A classical potential-based framework for modeling mechanochemical reactivity via molecular distortion: demonstration for a Diels–Alder reaction

Abstract

Mechanochemical reactions are increasingly studied using molecular dynamics simulations to understand mechanically activated chemical transformations. However, accurately capturing reactivity under mechanochemical conditions using classical potentials remains a challenge because standard models inhibit force-induced distortion of reactant species. In this study, we used the REACTER protocol, a method for simulating reactive events via dynamic bond changes, with a classical potential modified to allow the molecular distortion observed in first-principles calculations of a 4 + 2 Diels–Alder cycloaddition reaction. The approach was used to simulate the reaction in non-mechanochemical conditions with a solvent and no external stress, as well as in mechanochemical conditions. Mechanochemical simulations were run at hydrostatic stresses of 0.1 MPa and 2.5 GPa, both with and without shear applied, to investigate how the stress state influences reactivity.
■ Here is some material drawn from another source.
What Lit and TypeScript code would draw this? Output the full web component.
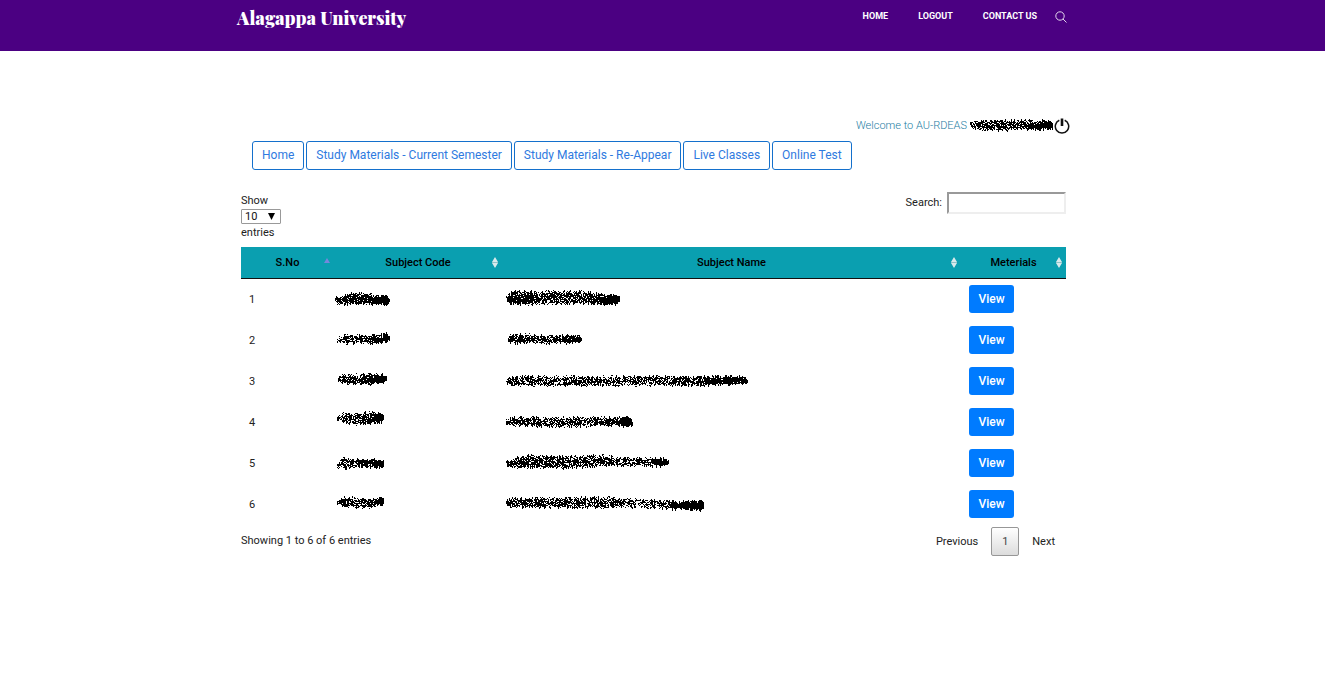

Relative to the non-mechanochemical reference case, hydrostatic stress and shear stress increased reaction yield. This increase was due to molecular distortion, the primary mechanism by which mechanical force activates chemical reactions, that could only be modeled using the modified classical potential. However, some of the increase in reaction yield was attributable to secondary mechanochemical activation mechanisms. Specifically, hydrostatic stress decreased the distance between reactants and shear stress facilitated alignment of reactants in the direction of imposed shear. This work provides new insight into how the stress state affects mechanochemical reaction mechanisms and establishes a generally applicable framework for improving classical potential-based simulations for organic reactions.